The industries, which range from food and textiles to paper and machinery, account for 9 percent of China's total energy consumption, according to the white paper by Schneider and ARC consultancy.
"Nine percent is equivalent to the output of about five Three Gorges Dams," said Ai, who is in charge of the OEM business unit. "We make huge savings for every 1 percent improvement we made in efficiency.
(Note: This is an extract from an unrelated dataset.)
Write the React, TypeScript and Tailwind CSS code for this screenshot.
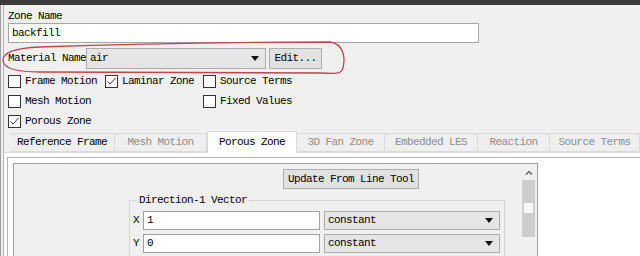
import React from "react";

const Check = ({ checked }: { checked?: boolean }) => (
  <span className="w-[13px] h-[13px] border border-[#333] bg-white flex items-center justify-center shrink-0">
    {checked && (
      <svg width="11" height="11" viewBox="0 0 11 11">
        <polyline points="1.5,5.5 4,8 9.5,2" fill="none" stroke="#333" strokeWidth="1" />
      </svg>
    )}
  </span>
);

const Arrow = () => (
  <svg width="8" height="5" viewBox="0 0 8 5" className="shrink-0">
    <polygon points="0,0 8,0 4,5" fill="#111" />
  </svg>
);

const Combo = ({ value, className }: { value: string; className: string }) => (
  <div className={`flex items-center justify-between bg-[#e5e5e5] border border-[#acacac] pl-[3px] pr-[6px] ${className}`}>
    <span>{value}</span>
    <Arrow />
  </div>
);

const CheckItem = ({ label, checked }: { label: string; checked?: boolean }) => (
  <div className="flex items-start pt-[3px] gap-[4px] h-[20px]">
    <Check checked={checked} />
    <span className="leading-[13px]">{label}</span>
  </div>
);

const tabs = [
  { name: "Reference Frame", w: "w-[105px]", enabled: true },
  { name: "Mesh Motion", w: "w-[92px]" },
  { name: "Porous Zone", w: "w-[90px]", selected: true, enabled: true },
  { name: "3D Fan Zone", w: "w-[88px]" },
  { name: "Embedded LES", w: "w-[93px]" },
  { name: "Reaction", w: "w-[72px]" },
  { name: "Source Terms", w: "w-[90px]" },
];

export default function App() {
  return (
    <div className="relative w-[640px] h-[256px] overflow-hidden bg-[#f0f0f0] text-black font-['Liberation_Mono',monospace] text-[11px] tracking-[-0.6px]">
      <div className="h-[5px] bg-[#3c3c3c]" />
      <div className="flex h-[251px]">
        {/* window edge */}
        <div className="w-[1px] bg-[#9c9c9c]" />
        <div className="w-[2px]" />
        <div className="w-[1px] bg-[#b4b4b4]" />

        <div className="flex-1 flex flex-col min-w-0">
          <div className="pl-[4px]">
            <div className="mt-[4px] h-[14px] leading-[14px]">Zone Name</div>
            <div className="w-[471px] h-[20px] bg-white border border-[#a5a5a5] flex items-center pl-[3px]">backfill</div>

            <div className="mt-[5px] h-[21px] flex items-center">
              <span className="w-[78px]">Material Name</span>
              <Combo value="air" className="w-[180px] h-[21px] ml-[0px]" />
              <div className="ml-[3px] w-[53px] h-[21px] bg-[#e1e1e1] border border-[#adadad] flex items-center justify-center">
                Edit...
              </div>
            </div>

            <div className="mt-[3px] grid grid-cols-[97px_98px_120px]">
              <CheckItem label="Frame Motion" />
              <CheckItem label="Laminar Zone" checked />
              <CheckItem label="Source Terms" />
              <CheckItem label="Mesh Motion" />
              <div />
              <CheckItem label="Fixed Values" />
              <CheckItem label="Porous Zone" checked />
            </div>
          </div>

          {/* tab headers */}
          <div className="mt-[-1px] h-[21px] flex items-end pl-[6px] relative z-10">
            {tabs.map((t) =>
              t.selected ? (
                <div
                  key={t.name}
                  className={`${t.w} h-[22px] mb-[-1px] bg-white border-t border-x border-[#d9d9d9] flex items-center justify-center`}
                >
                  {t.name}
                </div>
              ) : (
                <div
                  key={t.name}
                  className={`${t.w} h-[19px] shrink-0 bg-[#efefef] border-t border-r border-b border-[#d9d9d9] flex items-center justify-center ${
                    t.enabled ? "text-black" : "text-[#8d8d8d]"
                  }`}
                >
                  {t.name}
                </div>
              )
            )}
          </div>

          {/* tab page */}
          <div className="flex-1 bg-white border-t border-[#d9d9d9] pt-[4px] pl-[3px]">
            <div className="h-full border-t border-l border-[#b4b4b4] pl-[5px] pt-[5px]">
              <div className="w-[525px] h-full border border-[#a0a0a0] bg-[#f0f0f0] flex">
                <div className="flex-1 flex flex-col items-start">
                  <div className="ml-[269px] mt-[5px] w-[136px] h-[20px] bg-[#e1e1e1] border border-[#adadad] flex items-center justify-center">
                    Update From Line Tool
                  </div>

                  <fieldset className="ml-[115px] mt-[4px] w-[376px] border border-[#d5d5d5] pb-[6px]">
                    <legend className="ml-[7px] px-[2px] h-[14px] leading-[14px]">Direction-1 Vector</legend>
                    <div className="pt-[4px] flex flex-col gap-[4px]">
                      {["X", "Y"].map((axis, i) => (
                        <div key={axis} className="flex items-center h-[19px]">
                          <span className="w-[13px] pl-[3px]">{axis}</span>
                          <div className="w-[177px] h-[19px] bg-white border border-[#a0a0a0] flex items-center pl-[3px]">
                            {i === 0 ? "1" : "0"}
                          </div>
                          <Combo value="constant" className="ml-[4px] w-[176px] h-[19px]" />
                        </div>
                      ))}
                    </div>
                  </fieldset>
                </div>

                {/* scrollbar */}
                <div className="w-[17px] flex flex-col items-center bg-[#f0f0f0]">
                  <div className="h-[16px] flex items-center justify-center">
                    <svg width="8" height="5" viewBox="0 0 8 5">
                      <polyline points="1,4.5 4,1.5 7,4.5" fill="none" stroke="#555" strokeWidth="1.2" />
                    </svg>
                  </div>
                  <div className="w-[13px] h-[57px] bg-[#cdcdcd] flex justify-center">
                    <div className="mt-[23px] w-[9px] h-[10px] bg-[#f7f7f7]" />
                  </div>
                </div>
              </div>
            </div>
          </div>
        </div>
      </div>

      {/* hand-drawn red annotation */}
      <svg className="absolute inset-0 pointer-events-none" width="640" height="256" viewBox="0 0 640 256">
        <path
          d="M330 42 C345 44 345 60 343 68 C342 74 335 74 320 73 L40 72 C15 72 3 68 3 60 C3 52 15 48 40 47 C120 44 220 42 330 42"
          fill="none"
          stroke="#c4434c"
          strokeWidth="1.3"
        />
      </svg>
    </div>
  );
}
The market is very promising because every machine has room to improve."
He added that increasing power tariffs are also prompting industrial companies to pay more attention to energy efficiency.
In the industrial sector, energy is mainly consumed by electric motors, used for pumping water, running fans and air conditioning, conveying goods over belts, rolling steel and moving elevators.
Wide use of electric motors
Industrial electric motors account for about a quarter of all the electricity consumed worldwide, according to ABB, the leading power and automation technology group.
The company said about 310 million megawatt-hours of electric power, or about US$34 billion in cost for customers at 2011 US electricity prices, were saved last year by its drives, which are used to regulate the speed and power consumption of electric motors.
The savings is equivalent to the annual power consumption of about 437 million Chinese, based on the average residential consumption in Beijing in 2010.
"The future potential for energy and cost savings is enormous since only about 10 percent of industrial motors are combined currently with electric drives," said Ulrich Spiesshofer, head of ABB's discrete automation and motion division.
"Using energy more efficiently will remain, for a significant time, the biggest opportunity available to cut energy consumption as well as costs and emissions."
In Shanghai, electric motors account for 80 percent of power use in the industrial sector, according to Shang Yuying, vice director of the Shanghai Commission of Economy and Information Technology.
The city has set up a special fund last year to support the upgrade of the motors, she said.
But she admitted the city's energy-saving potential in the industrial sector is not that big because it's already among the most efficient in China.